Dust Bowl PBS

Upcoming Dust Bowl Documentary By Ken Burns Prompted Me To Investigate Family Lore About Dust Bowl Migration

Photo via PBS: http://www.pbs.org/kenburns/dustbowl/

Yesterday afternoon, I stumbled on PBS’s website, which is currently advertising the new Ken Burns documentary — The Dust Bowl — premiering November 18 & 19. My husband and I are both huge Ken Burns fan and have watched a number of his documentaries. So, I instantly added the premier dates to my calendar, since our DVR won’t schedule recordings that far ahead.

A few minutes later, Hubby asked me if I have ever been able to confirm whether or not his deceased grandfather Roy D. Pace (1913 – ?) moved out to California during the Dust Bowl migration. My husband’s family currently hails from Bakersfield, California — Okie and Dust Bowl migrant capital. He’d heard that his Pace side migrated from Texas to California in the 1930s — with his Grandpa Pace doing that CCC stint in the Grand Canyon on his way west. And he knew that Grandpa and Grandma Pace had settled in California by the early 1940s, first in Los Angeles and then Bakersfield.

Although parts of northern Texas were struck by the massive dust storms of the 1930s, documents place Roy and Rebecca Pace in southern New Mexico and southern Texas during this time, closer to Mexico than to the Dust Bowl.
(Public Domain photo courtesy of the National Oceanic and Atmospheric Administration)

I hadn’t really ever focused my research on that era of his grandparents’ lives, aside from investigating the CCC connection. Instead, I simply sought out the vital details of their lives (birth, marriage, death) since I was following that documentation path to research ancestral connections further back.

So, I spent a good chunk of yesterday evening searching for records documenting their lives during the 1930s and 1940s. FamilySearch.org gave me my first clue, when cross-searching records for Roy Pace with his wife Rebecca’s name — which instantly gave me a hit for their oldest child’s New Mexico birth index entry, and provided me with Roy’s middle name (Delmar). A couple minutes later, I was able to find the 1940 US Census record for Roy and Rebecca Pace, living in Lordsburg, New Mexico. Shortly after, I found a 1941 Texas birth index listing for their second child.
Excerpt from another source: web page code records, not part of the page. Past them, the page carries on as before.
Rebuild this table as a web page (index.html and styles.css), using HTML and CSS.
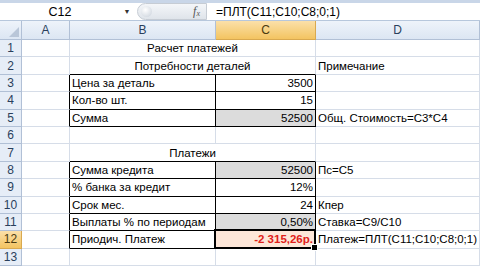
FILE: index.html
```html
<!DOCTYPE html>
<html>
<head>
<meta charset="utf-8">
<link rel="stylesheet" href="styles.css">
</head>
<body>
<div class="app">
  <div class="fbar">
    <div class="namebox">C12</div>
    <div class="drop">▼</div>
    <div class="fxbtn"><span class="knob"></span><span class="fx">f<sub>x</sub></span></div>
    <div class="formula">=ПЛТ(C11;C10;C8;0;1)</div>
  </div>
  <div class="sheet">
    <div class="ch corner"><svg width="10" height="10" viewBox="0 0 10 10"><path d="M10 0 L10 10 L0 10 Z" fill="#b9c6d8"/></svg></div>
    <div class="ch">A</div>
    <div class="ch">B</div>
    <div class="ch sel">C</div>
    <div class="ch">D</div>

    <div class="rh">1</div><div class="c"></div><div class="c span ctr">Расчет платежей</div><div class="c"></div>
    <div class="rh">2</div><div class="c"></div><div class="c span ctr bb">Потребности деталей</div><div class="c">Примечание</div>
    <div class="rh">3</div><div class="c rb"></div><div class="c t">Цена за деталь</div><div class="c t num">3500</div><div class="c"></div>
    <div class="rh">4</div><div class="c rb"></div><div class="c t">Кол-во шт.</div><div class="c t num">15</div><div class="c"></div>
    <div class="rh">5</div><div class="c rb"></div><div class="c t">Сумма</div><div class="c t num gray">52500</div><div class="c">Общ. Стоимость=C3*C4</div>
    <div class="rh">6</div><div class="c"></div><div class="c"></div><div class="c"></div><div class="c"></div>
    <div class="rh">7</div><div class="c"></div><div class="c span ctr bb">Платежи</div><div class="c"></div>
    <div class="rh">8</div><div class="c rb"></div><div class="c t">Сумма кредита</div><div class="c t num gray">52500</div><div class="c">Пс=C5</div>
    <div class="rh">9</div><div class="c rb"></div><div class="c t">% банка за кредит</div><div class="c t num">12%</div><div class="c"></div>
    <div class="rh">10</div><div class="c rb"></div><div class="c t">Срок мес.</div><div class="c t num">24</div><div class="c">Кпер</div>
    <div class="rh">11</div><div class="c rb"></div><div class="c t">Выплаты % по периодам</div><div class="c t num gray">0,50%</div><div class="c">Ставка=C9/C10</div>
    <div class="rh sel">12</div><div class="c rb"></div><div class="c t">Приодич. Платеж</div><div class="c t num peach active">-2 315,26р.</div><div class="c">Платеж=ПЛТ(C11;C10;C8;0;1)</div>
    <div class="rh">13</div><div class="c"></div><div class="c"></div><div class="c"></div><div class="c"></div>
  </div>
</div>
</body>
</html>
```
FILE: styles.css
```css
* { box-sizing: border-box; }
body { margin: 0; background: #fff; font-family: "Liberation Sans", Arial, sans-serif; font-size: 11.5px; color: #000; }
.app { width: 480px; height: 266px; overflow: hidden; }
.fbar {
  height: 21px;
  display: flex;
  align-items: center;
  border-top: 3px solid #c9d6e8;
  border-bottom: 1px solid #b7c7dc;
  background: #fff;
}
.namebox { width: 120px; text-align: center; font-size: 12.5px; }
.drop { width: 14px; font-size: 7px; color: #333; text-align: center; }
.fxbtn {
  position: relative;
  width: 70px; height: 17px;
  margin-left: 3px;
  border-radius: 9px 0 0 9px;
  background: linear-gradient(#f4f6f9, #dfe4ea);
  border: 1px solid #c6ccd4;
  display: flex; align-items: center; justify-content: flex-end;
  padding-right: 6px;
}
.knob { position: absolute; left: 3px; top: 2px; width: 11px; height: 11px; border-radius: 50%; background: radial-gradient(circle at 40% 35%, #fff, #c8d0da); }
.fx { font-family: "Liberation Serif", serif; font-style: italic; font-size: 12px; color: #555; }
.fx sub { font-size: 8px; vertical-align: -1px; }
.formula { margin-left: 9px; font-size: 12px; }

.sheet {
  display: grid;
  grid-template-columns: 22px 48px 146px 100px 164px;
  grid-template-rows: 19px repeat(13, 17.4px);
}
.ch, .rh {
  background: linear-gradient(#eef3fa, #dce6f3);
  color: #2a3f5c;
  border-right: 1px solid #b1c0d6;
  border-bottom: 1px solid #b1c0d6;
  display: flex; align-items: center; justify-content: center;
  font-size: 12px;
}
.rh { background: #e6edf7; }
.ch.sel, .rh.sel { background: linear-gradient(#fbe0a9, #f3c461); color: #4a3a10; border-color: #d9a94f; }
.corner { justify-content: flex-end; align-items: flex-end; padding: 0 2px 2px 0; }
.c {
  border-right: 1px solid #d6dde8;
  border-bottom: 1px solid #d6dde8;
  display: flex; align-items: center;
  padding: 0 2px;
  white-space: nowrap;
  overflow: visible;
}
.span { grid-column: span 2; }
.ctr { justify-content: center; }
.num { justify-content: flex-end; }
.t { border-right-color: #000; border-bottom-color: #000; }
.rb { border-right-color: #000; }
.bb { border-bottom-color: #000; }
.gray { background: #dcdcdc; }
.peach { background: #fde6d8; color: #e0201a; font-weight: bold; }
.active { position: relative; }
.active::after {
  content: "";
  position: absolute;
  left: -2px; top: -2px; right: -1px; bottom: -1px;
  border: 2px solid #000;
}
.active::before {
  content: "";
  position: absolute;
  right: -3px; bottom: -3px;
  width: 5px; height: 5px;
  background: #000;
  border: 1px solid #fff;
  z-index: 2;
}
```
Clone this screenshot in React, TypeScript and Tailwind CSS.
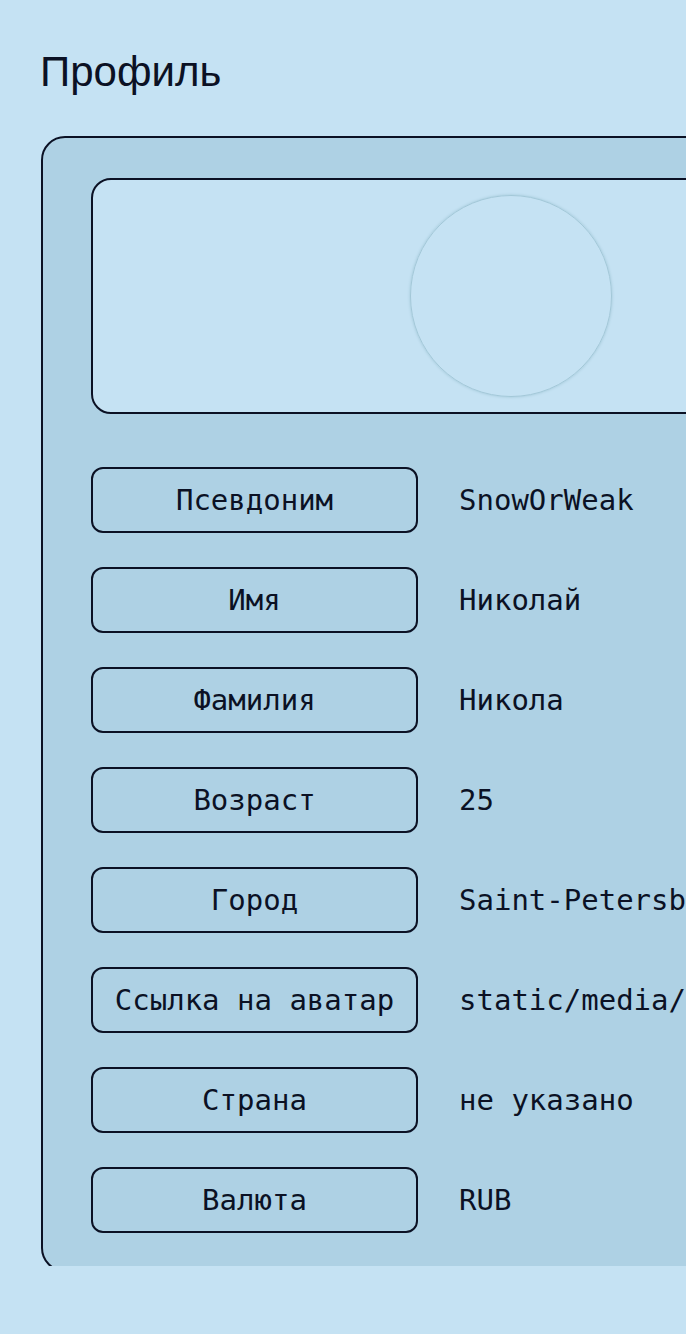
import React from "react";

const rows: [string, string][] = [
  ["Псевдоним", "SnowOrWeak"],
  ["Имя", "Николай"],
  ["Фамилия", "Никола"],
  ["Возраст", "25"],
  ["Город", "Saint-Petersburg"],
  ["Ссылка на аватар", "static/media/avatar.png"],
  ["Страна", "не указано"],
  ["Валюта", "RUB"],
];

export default function App() {
  return (
    <div className="w-[686px] h-[1334px] bg-[#c5e2f3] overflow-hidden text-[#0b1124]">
      <div className="h-[1266px] overflow-hidden">
        <h1 className="pl-[40px] pt-[47px] text-[42px] leading-[50px] font-['Liberation_Sans',sans-serif]">
          Профиль
        </h1>
        <div className="ml-[41px] mt-[39px] w-[940px] h-[1136px] bg-[#aed1e4] border-2 border-[#0b1124] rounded-[24px] pl-[48px] pt-[40px]">
          <div className="w-[840px] h-[236px] bg-[#c5e2f3] border-2 border-[#0b1124] rounded-[20px] flex items-center justify-center">
            <div className="w-[202px] h-[202px] rounded-full border border-[#a3c8d8] shadow-[0_0_3px_#9ec4d4]" />
          </div>
          <div className="mt-[53px] flex flex-col gap-[34px] font-['DejaVu_Sans_Mono',monospace] text-[29px]">
            {rows.map(([label, value]) => (
              <div key={label} className="flex items-center">
                <div className="w-[327px] h-[66px] shrink-0 border-2 border-[#0b1124] rounded-[12px] flex items-center justify-center whitespace-nowrap pt-[2px]">
                  {label}
                </div>
                <div className="ml-[41px] whitespace-nowrap pt-[2px]">{value}</div>
              </div>
            ))}
          </div>
        </div>
      </div>
    </div>
  );
}
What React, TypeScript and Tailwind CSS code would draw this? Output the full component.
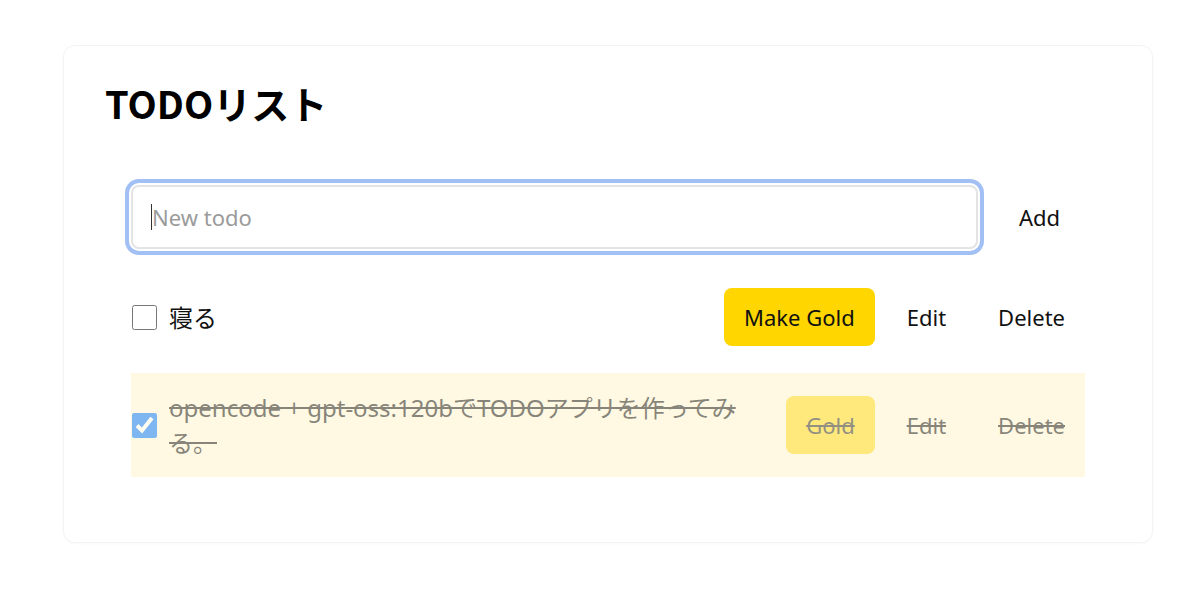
import { useState } from "react";

type Todo = {
  id: number;
  text: string;
  done: boolean;
  gold: boolean;
};

const initialTodos: Todo[] = [
  { id: 1, text: "寝る", done: false, gold: false },
  { id: 2, text: "opencode + gpt-oss:120bでTODOアプリを作ってみる。", done: true, gold: true },
];

export default function App() {
  const [todos, setTodos] = useState(initialTodos);

  function toggle(id: number) {
    setTodos(todos.map((t) => (t.id === id ? { ...t, done: !t.done } : t)));
  }

  return (
    <div
      className="min-h-screen bg-white pt-[45px] text-[#111]"
      style={{ fontFamily: "'Noto Sans', 'Noto Sans CJK JP', sans-serif" }}
    >
      <div className="ml-[63px] w-[1090px] rounded-xl border border-[#f3f3f3] bg-white pb-[65px] pt-[35px] shadow-[0_1px_3px_rgba(0,0,0,0.025)]">
        <h1
          className="pl-[41px] text-[38px] font-bold leading-[44px] text-black"
          style={{ fontFamily: "'Noto Sans CJK JP', sans-serif" }}
        >
          TODOリスト
        </h1>
        <div className="mx-[67px] mt-[60px]">
          <div className="flex items-center gap-4">
            <div className="flex h-[64px] flex-1 items-center rounded-lg border-2 border-[#e4e4e4] bg-white pl-[18px] shadow-[0_0_0_2px_#ffffff,0_0_0_6px_#a2c0f4]">
              <span className="h-[26px] w-px bg-[#333]" />
              <span className="text-[22px] text-[#9b9b9b]">New todo</span>
            </div>
            <button className="px-[25px] py-[15px] text-[22px] leading-[28px]">Add</button>
          </div>
          <ul className="mt-[22px] space-y-2.5">
            {todos.map((t) => (
              <TodoRow key={t.id} todo={t} onToggle={() => toggle(t.id)} />
            ))}
          </ul>
        </div>
      </div>
    </div>
  );
}

function TodoRow({ todo, onToggle }: { todo: Todo; onToggle: () => void }) {
  const dim = todo.done ? "opacity-50 line-through" : "";
  return (
    <li className={`flex items-center gap-3 py-[17px] ${todo.done ? "bg-[#fff9e3]" : ""}`}>
      <input
        type="checkbox"
        checked={todo.done}
        onChange={onToggle}
        className={`ml-px h-[25px] w-[25px] shrink-0 ${todo.done ? "opacity-50" : ""}`}
      />
      <span className={`flex-1 text-[24px] leading-[35px] ${dim}`}>{todo.text}</span>
      <div className="flex shrink-0 items-center gap-3">
        <button
          className={`rounded-lg bg-[#ffd600] px-5 py-[15px] text-[22px] leading-[28px] ${
            todo.done ? "opacity-45 line-through" : ""
          }`}
        >
          {todo.gold ? "Gold" : "Make Gold"}
        </button>
        <button className={`px-5 py-[15px] text-[22px] leading-[28px] ${dim}`}>Edit</button>
        <button className={`px-5 py-[15px] text-[22px] leading-[28px] ${dim}`}>Delete</button>
      </div>
    </li>
  );
}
According to this documentation, Roy Delmar Pace and his Nashville, Tennessee-raised wife Rebecca Haley Pace (1916 – 1991) were still living in New Mexico and/or Texas as late as most of 1941. The Dust Bowl migration is generally noted as having ended by 1940. So while it’s possible that they and their families might have been impacted by the effects of the Dust Bowl — I can’t tell this from the records I have so far — Roy and Rebecca would not be included in what historians count as the official wave of Dust Bowl migrants.

My Bakersfield-proud Hubby (Drillers!) can’t even claim now that his grandparents were Okies. I hope I didn’t just ruin his Okie credibility with his old redneck Bakersfield buddies. Fortunately, my husband does still have plenty of documented redneck in his blood!

Doesn’t this look like Okie Dust Bowl migrant stock? Three generations of Paces — although Hubby and his immediate family lived in Indiana at this time, not Bakersfield. That’s my husband in the front row, sporting the yellow Steelers shirt. Grandpa and Grandpa Pace are in the top row, 1st and 2nd from the right.